> [WORK INSTRUCTIONS] Filter the records for lines holding the string "this".

** start RECORDS SUPPLIED **

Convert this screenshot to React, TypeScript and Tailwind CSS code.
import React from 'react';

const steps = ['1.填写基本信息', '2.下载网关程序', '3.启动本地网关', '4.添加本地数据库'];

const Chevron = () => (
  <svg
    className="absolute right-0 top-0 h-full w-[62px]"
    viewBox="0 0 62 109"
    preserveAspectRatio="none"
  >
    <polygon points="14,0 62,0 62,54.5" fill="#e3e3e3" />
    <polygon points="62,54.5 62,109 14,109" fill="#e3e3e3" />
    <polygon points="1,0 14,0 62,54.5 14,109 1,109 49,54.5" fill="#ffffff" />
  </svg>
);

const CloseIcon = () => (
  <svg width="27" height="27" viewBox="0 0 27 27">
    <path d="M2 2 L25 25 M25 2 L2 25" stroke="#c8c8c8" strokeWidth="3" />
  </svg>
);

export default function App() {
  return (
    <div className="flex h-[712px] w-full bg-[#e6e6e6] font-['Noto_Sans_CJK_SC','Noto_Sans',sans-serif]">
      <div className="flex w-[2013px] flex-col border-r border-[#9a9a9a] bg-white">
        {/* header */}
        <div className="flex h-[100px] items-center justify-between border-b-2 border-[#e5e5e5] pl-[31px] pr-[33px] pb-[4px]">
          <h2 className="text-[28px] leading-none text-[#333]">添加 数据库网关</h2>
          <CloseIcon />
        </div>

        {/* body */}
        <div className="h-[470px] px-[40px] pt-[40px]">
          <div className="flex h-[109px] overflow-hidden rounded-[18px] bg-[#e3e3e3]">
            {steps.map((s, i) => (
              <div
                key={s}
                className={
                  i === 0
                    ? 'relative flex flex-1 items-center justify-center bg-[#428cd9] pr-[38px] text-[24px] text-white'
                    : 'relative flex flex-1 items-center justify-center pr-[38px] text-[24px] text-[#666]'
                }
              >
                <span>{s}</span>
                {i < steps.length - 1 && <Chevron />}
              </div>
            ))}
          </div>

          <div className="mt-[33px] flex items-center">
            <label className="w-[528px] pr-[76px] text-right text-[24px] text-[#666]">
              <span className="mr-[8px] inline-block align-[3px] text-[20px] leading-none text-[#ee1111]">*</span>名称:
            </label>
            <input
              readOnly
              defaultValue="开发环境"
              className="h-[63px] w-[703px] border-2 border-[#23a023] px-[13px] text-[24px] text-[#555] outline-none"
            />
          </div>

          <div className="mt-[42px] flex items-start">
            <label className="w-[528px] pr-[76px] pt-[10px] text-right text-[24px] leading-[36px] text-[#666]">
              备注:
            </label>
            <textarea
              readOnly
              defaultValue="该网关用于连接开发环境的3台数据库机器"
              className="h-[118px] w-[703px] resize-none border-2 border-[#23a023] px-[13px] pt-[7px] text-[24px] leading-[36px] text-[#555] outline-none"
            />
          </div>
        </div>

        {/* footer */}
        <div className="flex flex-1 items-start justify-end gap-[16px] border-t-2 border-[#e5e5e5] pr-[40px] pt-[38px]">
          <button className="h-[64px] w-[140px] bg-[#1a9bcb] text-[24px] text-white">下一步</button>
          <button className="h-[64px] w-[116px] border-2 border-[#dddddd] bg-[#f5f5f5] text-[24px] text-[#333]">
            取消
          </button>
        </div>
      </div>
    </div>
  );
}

** end RECORDS SUPPLIED **
** start RECORDS SUPPLIED **

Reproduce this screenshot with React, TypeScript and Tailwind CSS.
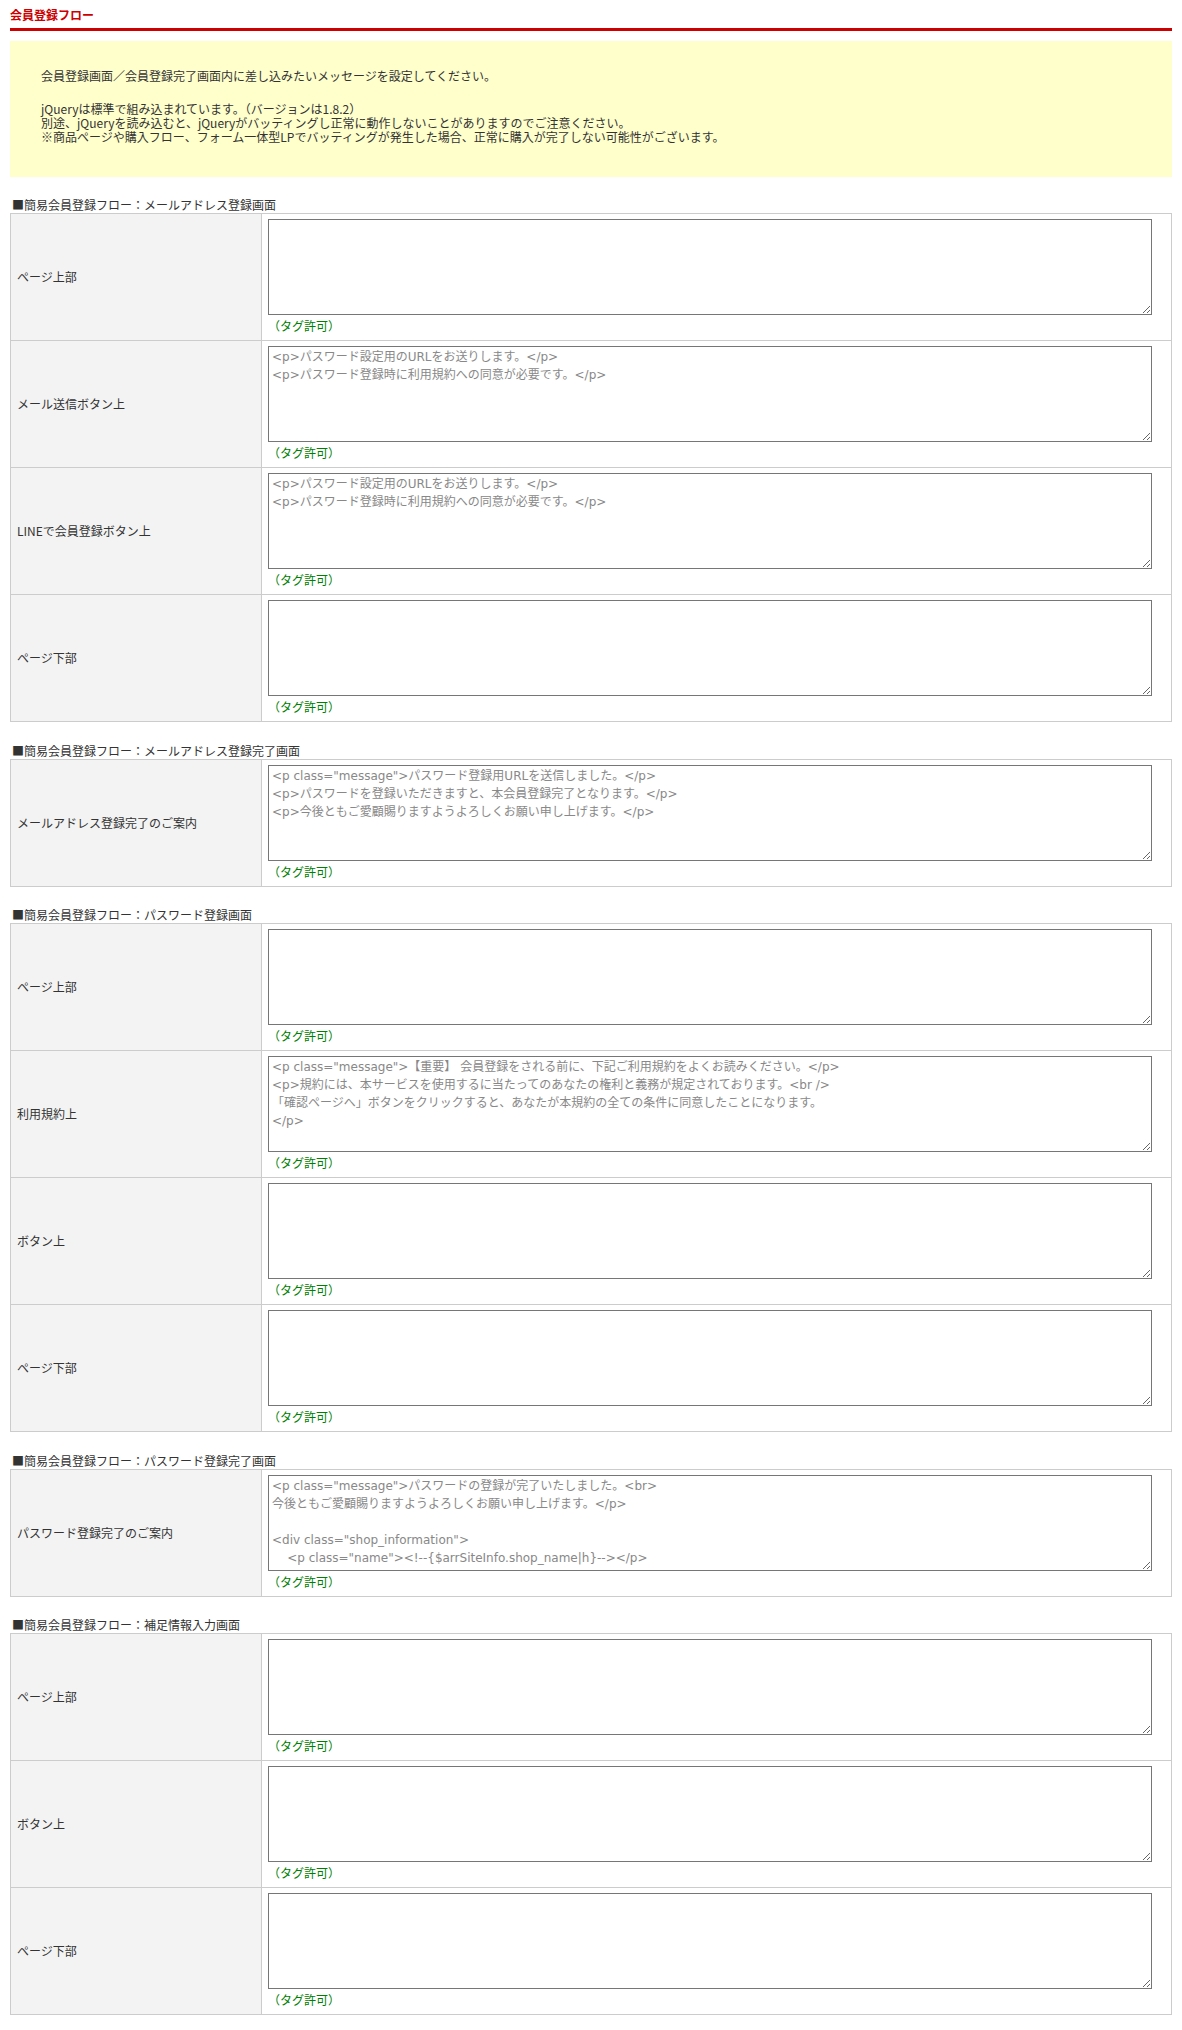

** end RECORDS SUPPLIED **

> [FULL RESPONSE]
Convert this screenshot to React, TypeScript and Tailwind CSS code.
Reproduce this screenshot with React, TypeScript and Tailwind CSS.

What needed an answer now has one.